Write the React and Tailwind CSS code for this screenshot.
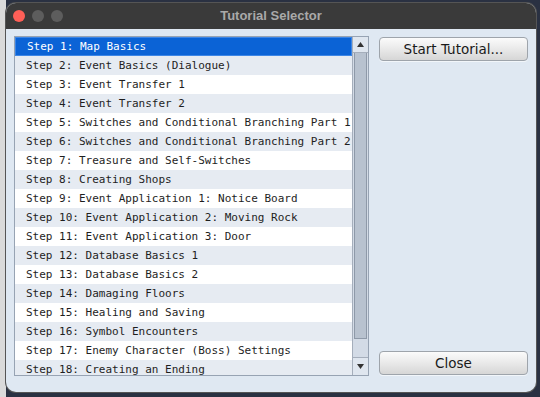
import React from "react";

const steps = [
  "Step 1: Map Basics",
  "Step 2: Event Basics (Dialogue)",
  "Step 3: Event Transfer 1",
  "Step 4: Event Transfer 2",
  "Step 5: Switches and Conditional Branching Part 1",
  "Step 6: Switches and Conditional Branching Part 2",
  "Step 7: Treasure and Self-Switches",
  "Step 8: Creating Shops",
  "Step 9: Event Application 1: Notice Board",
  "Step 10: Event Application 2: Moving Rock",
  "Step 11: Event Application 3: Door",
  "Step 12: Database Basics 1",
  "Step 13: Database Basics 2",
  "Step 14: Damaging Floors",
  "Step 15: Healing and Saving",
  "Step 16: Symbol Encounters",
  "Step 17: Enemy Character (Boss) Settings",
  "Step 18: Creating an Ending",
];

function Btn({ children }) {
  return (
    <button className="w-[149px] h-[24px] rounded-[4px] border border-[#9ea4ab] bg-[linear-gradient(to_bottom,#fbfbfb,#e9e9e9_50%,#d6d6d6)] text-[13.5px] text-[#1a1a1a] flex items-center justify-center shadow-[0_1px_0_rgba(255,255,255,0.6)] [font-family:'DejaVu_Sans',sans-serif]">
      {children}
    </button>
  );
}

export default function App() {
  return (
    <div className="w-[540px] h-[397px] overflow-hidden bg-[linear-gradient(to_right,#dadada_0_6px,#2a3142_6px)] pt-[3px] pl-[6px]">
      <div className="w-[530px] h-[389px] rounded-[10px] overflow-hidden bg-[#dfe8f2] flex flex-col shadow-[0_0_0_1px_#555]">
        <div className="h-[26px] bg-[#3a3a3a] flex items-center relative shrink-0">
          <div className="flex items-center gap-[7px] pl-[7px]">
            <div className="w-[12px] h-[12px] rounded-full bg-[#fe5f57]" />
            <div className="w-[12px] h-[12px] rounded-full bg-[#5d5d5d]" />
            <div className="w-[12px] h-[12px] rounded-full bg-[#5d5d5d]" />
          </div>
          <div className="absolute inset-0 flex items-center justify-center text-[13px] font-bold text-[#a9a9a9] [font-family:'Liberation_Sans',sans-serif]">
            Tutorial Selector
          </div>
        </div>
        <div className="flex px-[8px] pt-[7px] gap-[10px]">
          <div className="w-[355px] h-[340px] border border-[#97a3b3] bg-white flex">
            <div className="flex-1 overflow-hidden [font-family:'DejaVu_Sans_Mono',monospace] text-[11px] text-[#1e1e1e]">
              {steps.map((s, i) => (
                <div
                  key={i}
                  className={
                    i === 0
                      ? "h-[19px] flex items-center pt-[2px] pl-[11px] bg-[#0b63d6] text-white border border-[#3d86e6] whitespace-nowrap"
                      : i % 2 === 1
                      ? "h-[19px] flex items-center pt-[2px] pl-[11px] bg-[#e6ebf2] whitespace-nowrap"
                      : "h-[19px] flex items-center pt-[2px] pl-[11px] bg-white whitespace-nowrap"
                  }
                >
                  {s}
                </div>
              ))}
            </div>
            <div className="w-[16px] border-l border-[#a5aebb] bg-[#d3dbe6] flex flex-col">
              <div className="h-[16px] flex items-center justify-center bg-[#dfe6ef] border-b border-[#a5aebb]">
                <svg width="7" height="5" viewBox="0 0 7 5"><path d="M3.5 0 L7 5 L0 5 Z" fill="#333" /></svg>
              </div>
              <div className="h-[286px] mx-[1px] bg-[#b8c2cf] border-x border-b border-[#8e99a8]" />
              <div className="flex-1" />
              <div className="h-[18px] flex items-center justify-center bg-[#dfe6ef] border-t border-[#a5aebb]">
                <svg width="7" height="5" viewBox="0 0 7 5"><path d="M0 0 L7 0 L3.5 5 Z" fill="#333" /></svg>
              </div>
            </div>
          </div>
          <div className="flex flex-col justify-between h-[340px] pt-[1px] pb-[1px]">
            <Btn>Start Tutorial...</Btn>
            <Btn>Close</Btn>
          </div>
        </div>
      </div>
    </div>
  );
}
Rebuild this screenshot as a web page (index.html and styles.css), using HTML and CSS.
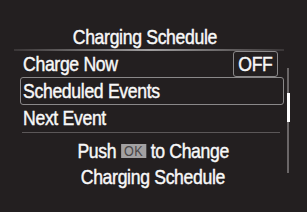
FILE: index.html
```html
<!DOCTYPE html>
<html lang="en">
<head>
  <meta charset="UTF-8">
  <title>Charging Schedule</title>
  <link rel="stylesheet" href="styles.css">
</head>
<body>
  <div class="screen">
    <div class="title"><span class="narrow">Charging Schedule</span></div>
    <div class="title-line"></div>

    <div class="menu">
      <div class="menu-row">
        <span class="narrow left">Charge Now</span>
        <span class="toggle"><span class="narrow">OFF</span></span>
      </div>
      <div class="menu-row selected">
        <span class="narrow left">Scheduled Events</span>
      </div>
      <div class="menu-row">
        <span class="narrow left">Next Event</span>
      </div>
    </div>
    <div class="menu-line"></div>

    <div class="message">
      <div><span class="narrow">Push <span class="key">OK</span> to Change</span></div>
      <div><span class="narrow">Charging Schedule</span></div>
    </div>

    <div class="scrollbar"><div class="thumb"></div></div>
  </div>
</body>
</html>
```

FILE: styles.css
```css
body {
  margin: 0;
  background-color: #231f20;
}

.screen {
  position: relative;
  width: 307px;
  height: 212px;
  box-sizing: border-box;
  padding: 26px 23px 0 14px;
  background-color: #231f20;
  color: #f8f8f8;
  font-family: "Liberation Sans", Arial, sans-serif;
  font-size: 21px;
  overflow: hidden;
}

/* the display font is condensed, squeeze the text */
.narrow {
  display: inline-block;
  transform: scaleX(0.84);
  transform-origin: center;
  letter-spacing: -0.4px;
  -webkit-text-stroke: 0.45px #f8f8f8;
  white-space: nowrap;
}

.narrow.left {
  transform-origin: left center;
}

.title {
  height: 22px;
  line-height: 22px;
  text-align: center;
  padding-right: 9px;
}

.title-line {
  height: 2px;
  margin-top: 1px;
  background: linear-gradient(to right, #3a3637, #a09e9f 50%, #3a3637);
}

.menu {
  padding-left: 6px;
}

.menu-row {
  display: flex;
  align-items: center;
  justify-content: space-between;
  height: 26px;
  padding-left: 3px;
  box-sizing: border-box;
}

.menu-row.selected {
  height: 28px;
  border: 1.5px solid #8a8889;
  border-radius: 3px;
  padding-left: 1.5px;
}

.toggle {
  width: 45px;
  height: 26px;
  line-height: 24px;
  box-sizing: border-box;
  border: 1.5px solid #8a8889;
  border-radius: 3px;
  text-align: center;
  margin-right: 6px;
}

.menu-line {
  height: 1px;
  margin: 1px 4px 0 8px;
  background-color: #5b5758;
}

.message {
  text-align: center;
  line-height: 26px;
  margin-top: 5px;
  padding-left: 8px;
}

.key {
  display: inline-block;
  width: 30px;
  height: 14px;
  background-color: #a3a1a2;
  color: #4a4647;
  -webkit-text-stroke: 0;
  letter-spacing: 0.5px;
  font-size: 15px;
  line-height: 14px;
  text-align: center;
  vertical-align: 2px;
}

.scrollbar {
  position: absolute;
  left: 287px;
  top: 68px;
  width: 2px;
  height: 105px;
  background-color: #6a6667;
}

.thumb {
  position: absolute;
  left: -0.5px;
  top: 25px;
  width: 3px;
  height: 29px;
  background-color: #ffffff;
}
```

Task prompt ▸ Without including any pictures, please restate all the records exactly.

Exercise result ▸
Write the React and Tailwind CSS code for this screenshot.
import React from "react";

const steps = [
  "Step 1: Map Basics",
  "Step 2: Event Basics (Dialogue)",
  "Step 3: Event Transfer 1",
  "Step 4: Event Transfer 2",
  "Step 5: Switches and Conditional Branching Part 1",
  "Step 6: Switches and Conditional Branching Part 2",
  "Step 7: Treasure and Self-Switches",
  "Step 8: Creating Shops",
  "Step 9: Event Application 1: Notice Board",
  "Step 10: Event Application 2: Moving Rock",
  "Step 11: Event Application 3: Door",
  "Step 12: Database Basics 1",
  "Step 13: Database Basics 2",
  "Step 14: Damaging Floors",
  "Step 15: Healing and Saving",
  "Step 16: Symbol Encounters",
  "Step 17: Enemy Character (Boss) Settings",
  "Step 18: Creating an Ending",
];

function Btn({ children }) {
  return (
    <button className="w-[149px] h-[24px] rounded-[4px] border border-[#9ea4ab] bg-[linear-gradient(to_bottom,#fbfbfb,#e9e9e9_50%,#d6d6d6)] text-[13.5px] text-[#1a1a1a] flex items-center justify-center shadow-[0_1px_0_rgba(255,255,255,0.6)] [font-family:'DejaVu_Sans',sans-serif]">
      {children}
    </button>
  );
}

export default function App() {
  return (
    <div className="w-[540px] h-[397px] overflow-hidden bg-[linear-gradient(to_right,#dadada_0_6px,#2a3142_6px)] pt-[3px] pl-[6px]">
      <div className="w-[530px] h-[389px] rounded-[10px] overflow-hidden bg-[#dfe8f2] flex flex-col shadow-[0_0_0_1px_#555]">
        <div className="h-[26px] bg-[#3a3a3a] flex items-center relative shrink-0">
          <div className="flex items-center gap-[7px] pl-[7px]">
            <div className="w-[12px] h-[12px] rounded-full bg-[#fe5f57]" />
            <div className="w-[12px] h-[12px] rounded-full bg-[#5d5d5d]" />
            <div className="w-[12px] h-[12px] rounded-full bg-[#5d5d5d]" />
          </div>
          <div className="absolute inset-0 flex items-center justify-center text-[13px] font-bold text-[#a9a9a9] [font-family:'Liberation_Sans',sans-serif]">
            Tutorial Selector
          </div>
        </div>
        <div className="flex px-[8px] pt-[7px] gap-[10px]">
          <div className="w-[355px] h-[340px] border border-[#97a3b3] bg-white flex">
            <div className="flex-1 overflow-hidden [font-family:'DejaVu_Sans_Mono',monospace] text-[11px] text-[#1e1e1e]">
              {steps.map((s, i) => (
                <div
                  key={i}
                  className={
                    i === 0
                      ? "h-[19px] flex items-center pt-[2px] pl-[11px] bg-[#0b63d6] text-white border border-[#3d86e6] whitespace-nowrap"
                      : i % 2 === 1
                      ? "h-[19px] flex items-center pt-[2px] pl-[11px] bg-[#e6ebf2] whitespace-nowrap"
                      : "h-[19px] flex items-center pt-[2px] pl-[11px] bg-white whitespace-nowrap"
                  }
                >
                  {s}
                </div>
              ))}
            </div>
            <div className="w-[16px] border-l border-[#a5aebb] bg-[#d3dbe6] flex flex-col">
              <div className="h-[16px] flex items-center justify-center bg-[#dfe6ef] border-b border-[#a5aebb]">
                <svg width="7" height="5" viewBox="0 0 7 5"><path d="M3.5 0 L7 5 L0 5 Z" fill="#333" /></svg>
              </div>
              <div className="h-[286px] mx-[1px] bg-[#b8c2cf] border-x border-b border-[#8e99a8]" />
              <div className="flex-1" />
              <div className="h-[18px] flex items-center justify-center bg-[#dfe6ef] border-t border-[#a5aebb]">
                <svg width="7" height="5" viewBox="0 0 7 5"><path d="M0 0 L7 0 L3.5 5 Z" fill="#333" /></svg>
              </div>
            </div>
          </div>
          <div className="flex flex-col justify-between h-[340px] pt-[1px] pb-[1px]">
            <Btn>Start Tutorial...</Btn>
            <Btn>Close</Btn>
          </div>
        </div>
      </div>
    </div>
  );
}
Rebuild this screenshot as a web page (index.html and styles.css), using HTML and CSS.
FILE: index.html
```html
<!DOCTYPE html>
<html lang="en">
<head>
  <meta charset="UTF-8">
  <title>Charging Schedule</title>
  <link rel="stylesheet" href="styles.css">
</head>
<body>
  <div class="screen">
    <div class="title"><span class="narrow">Charging Schedule</span></div>
    <div class="title-line"></div>

    <div class="menu">
      <div class="menu-row">
        <span class="narrow left">Charge Now</span>
        <span class="toggle"><span class="narrow">OFF</span></span>
      </div>
      <div class="menu-row selected">
        <span class="narrow left">Scheduled Events</span>
      </div>
      <div class="menu-row">
        <span class="narrow left">Next Event</span>
      </div>
    </div>
    <div class="menu-line"></div>

    <div class="message">
      <div><span class="narrow">Push <span class="key">OK</span> to Change</span></div>
      <div><span class="narrow">Charging Schedule</span></div>
    </div>

    <div class="scrollbar"><div class="thumb"></div></div>
  </div>
</body>
</html>
```

FILE: styles.css
```css
body {
  margin: 0;
  background-color: #231f20;
}

.screen {
  position: relative;
  width: 307px;
  height: 212px;
  box-sizing: border-box;
  padding: 26px 23px 0 14px;
  background-color: #231f20;
  color: #f8f8f8;
  font-family: "Liberation Sans", Arial, sans-serif;
  font-size: 21px;
  overflow: hidden;
}

/* the display font is condensed, squeeze the text */
.narrow {
  display: inline-block;
  transform: scaleX(0.84);
  transform-origin: center;
  letter-spacing: -0.4px;
  -webkit-text-stroke: 0.45px #f8f8f8;
  white-space: nowrap;
}

.narrow.left {
  transform-origin: left center;
}

.title {
  height: 22px;
  line-height: 22px;
  text-align: center;
  padding-right: 9px;
}

.title-line {
  height: 2px;
  margin-top: 1px;
  background: linear-gradient(to right, #3a3637, #a09e9f 50%, #3a3637);
}

.menu {
  padding-left: 6px;
}

.menu-row {
  display: flex;
  align-items: center;
  justify-content: space-between;
  height: 26px;
  padding-left: 3px;
  box-sizing: border-box;
}

.menu-row.selected {
  height: 28px;
  border: 1.5px solid #8a8889;
  border-radius: 3px;
  padding-left: 1.5px;
}

.toggle {
  width: 45px;
  height: 26px;
  line-height: 24px;
  box-sizing: border-box;
  border: 1.5px solid #8a8889;
  border-radius: 3px;
  text-align: center;
  margin-right: 6px;
}

.menu-line {
  height: 1px;
  margin: 1px 4px 0 8px;
  background-color: #5b5758;
}

.message {
  text-align: center;
  line-height: 26px;
  margin-top: 5px;
  padding-left: 8px;
}

.key {
  display: inline-block;
  width: 30px;
  height: 14px;
  background-color: #a3a1a2;
  color: #4a4647;
  -webkit-text-stroke: 0;
  letter-spacing: 0.5px;
  font-size: 15px;
  line-height: 14px;
  text-align: center;
  vertical-align: 2px;
}

.scrollbar {
  position: absolute;
  left: 287px;
  top: 68px;
  width: 2px;
  height: 105px;
  background-color: #6a6667;
}

.thumb {
  position: absolute;
  left: -0.5px;
  top: 25px;
  width: 3px;
  height: 29px;
  background-color: #ffffff;
}
```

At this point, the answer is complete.